- **What the task asks**: Here are records with pictures in them. Copy all of them exactly and leave the pictures out.

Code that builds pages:
------------
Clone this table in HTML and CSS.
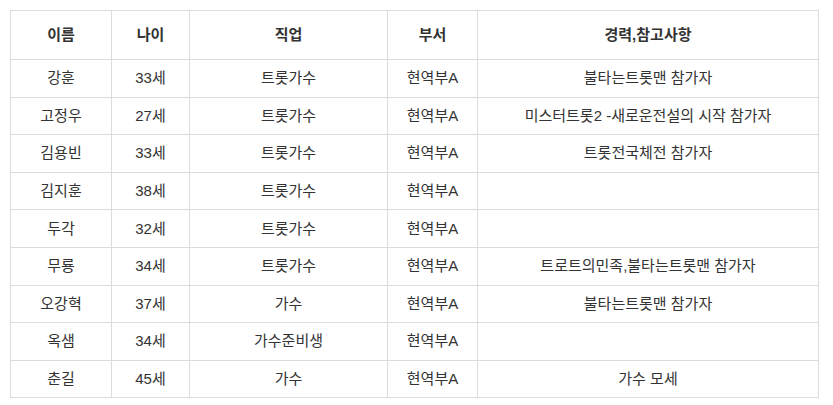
FILE: index.html
```html
<!DOCTYPE html>
<html lang="ko">
<head>
<meta charset="utf-8">
<link rel="stylesheet" href="styles.css">
</head>
<body>
<table class="roster">
  <colgroup>
    <col class="c-name"><col class="c-age"><col class="c-job"><col class="c-dept"><col class="c-note">
  </colgroup>
  <thead>
    <tr><th>이름</th><th>나이</th><th>직업</th><th>부서</th><th>경력,참고사항</th></tr>
  </thead>
  <tbody>
    <tr><td>강훈</td><td>33세</td><td>트롯가수</td><td>현역부A</td><td>불타는트롯맨 참가자</td></tr>
    <tr><td>고정우</td><td>27세</td><td>트롯가수</td><td>현역부A</td><td>미스터트롯2 -새로운전설의 시작 참가자</td></tr>
    <tr><td>김용빈</td><td>33세</td><td>트롯가수</td><td>현역부A</td><td>트롯전국체전 참가자</td></tr>
    <tr><td>김지훈</td><td>38세</td><td>트롯가수</td><td>현역부A</td><td></td></tr>
    <tr><td>두각</td><td>32세</td><td>트롯가수</td><td>현역부A</td><td></td></tr>
    <tr><td>무룡</td><td>34세</td><td>트롯가수</td><td>현역부A</td><td>트로트의민족,불타는트롯맨 참가자</td></tr>
    <tr><td>오강혁</td><td>37세</td><td>가수</td><td>현역부A</td><td>불타는트롯맨 참가자</td></tr>
    <tr><td>옥샘</td><td>34세</td><td>가수준비생</td><td>현역부A</td><td></td></tr>
    <tr><td>춘길</td><td>45세</td><td>가수</td><td>현역부A</td><td>가수 모세</td></tr>
  </tbody>
</table>
</body>
</html>
```
FILE: styles.css
```css
html, body {
  margin: 0;
  padding: 0;
  background: #fff;
}
body {
  padding: 10px;
  font-family: "Liberation Sans", "Noto Sans CJK KR", sans-serif;
  font-size: 15px;
  color: #333;
}
.roster {
  border-collapse: collapse;
  table-layout: fixed;
  width: 808px;
}
.c-name { width: 101px; }
.c-age { width: 78px; }
.c-job { width: 198px; }
.c-dept { width: 90px; }
.c-note { width: 341px; }
.roster th, .roster td {
  border: 1px solid #dcdcdc;
  text-align: center;
  vertical-align: middle;
  padding: 0 4px;
  line-height: 20px;
  white-space: nowrap;
}
.roster th {
  height: 48px;
  font-weight: bold;
  color: #333;
}
.roster td {
  height: 36.6px;
}
```
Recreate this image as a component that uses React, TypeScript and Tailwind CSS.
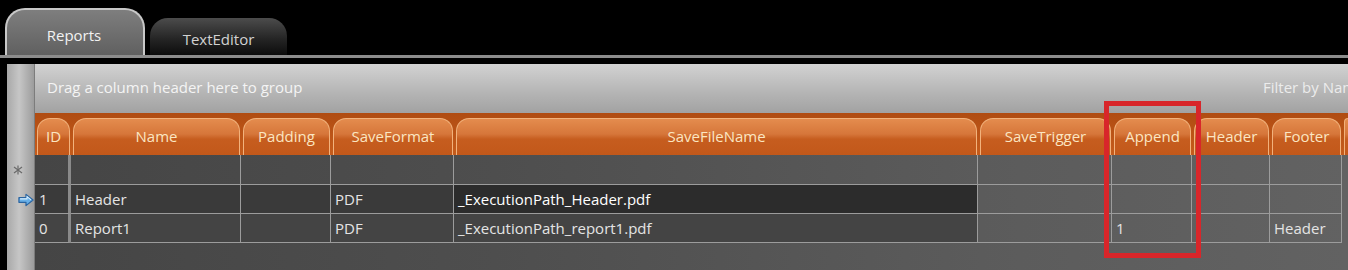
------------
- **Answer for the task**:
Clone this table in HTML and CSS.
FILE: index.html
```html
<!DOCTYPE html>
<html lang="ko">
<head>
<meta charset="utf-8">
<link rel="stylesheet" href="styles.css">
</head>
<body>
<table class="roster">
  <colgroup>
    <col class="c-name"><col class="c-age"><col class="c-job"><col class="c-dept"><col class="c-note">
  </colgroup>
  <thead>
    <tr><th>이름</th><th>나이</th><th>직업</th><th>부서</th><th>경력,참고사항</th></tr>
  </thead>
  <tbody>
    <tr><td>강훈</td><td>33세</td><td>트롯가수</td><td>현역부A</td><td>불타는트롯맨 참가자</td></tr>
    <tr><td>고정우</td><td>27세</td><td>트롯가수</td><td>현역부A</td><td>미스터트롯2 -새로운전설의 시작 참가자</td></tr>
    <tr><td>김용빈</td><td>33세</td><td>트롯가수</td><td>현역부A</td><td>트롯전국체전 참가자</td></tr>
    <tr><td>김지훈</td><td>38세</td><td>트롯가수</td><td>현역부A</td><td></td></tr>
    <tr><td>두각</td><td>32세</td><td>트롯가수</td><td>현역부A</td><td></td></tr>
    <tr><td>무룡</td><td>34세</td><td>트롯가수</td><td>현역부A</td><td>트로트의민족,불타는트롯맨 참가자</td></tr>
    <tr><td>오강혁</td><td>37세</td><td>가수</td><td>현역부A</td><td>불타는트롯맨 참가자</td></tr>
    <tr><td>옥샘</td><td>34세</td><td>가수준비생</td><td>현역부A</td><td></td></tr>
    <tr><td>춘길</td><td>45세</td><td>가수</td><td>현역부A</td><td>가수 모세</td></tr>
  </tbody>
</table>
</body>
</html>
```
FILE: styles.css
```css
html, body {
  margin: 0;
  padding: 0;
  background: #fff;
}
body {
  padding: 10px;
  font-family: "Liberation Sans", "Noto Sans CJK KR", sans-serif;
  font-size: 15px;
  color: #333;
}
.roster {
  border-collapse: collapse;
  table-layout: fixed;
  width: 808px;
}
.c-name { width: 101px; }
.c-age { width: 78px; }
.c-job { width: 198px; }
.c-dept { width: 90px; }
.c-note { width: 341px; }
.roster th, .roster td {
  border: 1px solid #dcdcdc;
  text-align: center;
  vertical-align: middle;
  padding: 0 4px;
  line-height: 20px;
  white-space: nowrap;
}
.roster th {
  height: 48px;
  font-weight: bold;
  color: #333;
}
.roster td {
  height: 36.6px;
}
```
Recreate this image as a component that uses React, TypeScript and Tailwind CSS.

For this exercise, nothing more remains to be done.